Expected Retirement Age

On average, Americans, who are not already retired, expect to retire at age 65.  37% of Americans expect to retire after age 65, up from 31% in 2009 and much higher than the 14% who expected to retire after 65 in 1995.

 32% of current workers expect to retire before 65, up slightly over recent years but still much lower than the 49% who reported that expectation in 1995.

Expected Retirement Age vs. Actual Retirement Age

The difference between expected and actual retirement age may be due to the assumption amongst younger workers that they will have a more extended lifespan and work longer.

Many current workers have doubts about the perpetuation of Social Security benefits. In addition, lower expectations for investment returns and the belief that they will have difficulty saving enough to retire may be influencing projections regarding a feasible retirement age. 

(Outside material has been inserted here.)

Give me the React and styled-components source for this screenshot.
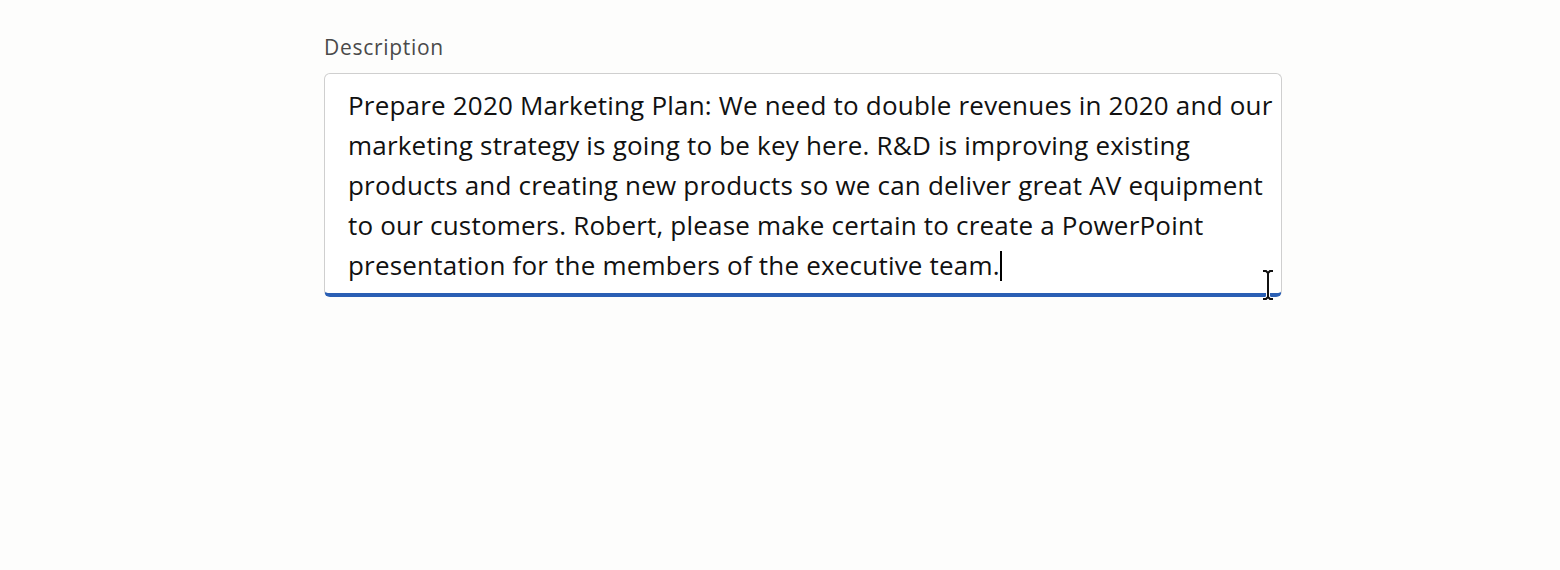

When is the Best Time to Retire?

Determining when to retire depends on many factors, including your current economic needs, your ability to work, and your company's pension program. In a down economy, workers are more likely to continue in a job if they are employed.

On the other hand, if they lose their job when they are close to retirement age they may decide to retire earlier.

Other alternatives may include phased retirement that occurs is when employees are allowed to progressively reduce their work hours in the months/years before their official retirement date.


This method allows older employees to adjust to and prepare for retired life, hopefully reducing post-retirement stress (which occurs when retirees cannot cope with the drastic change in work and lifestyle).

Many older workers choose to work part-time in retirement to supplement their retirement income, pursue an interest/passion or relieve boredom.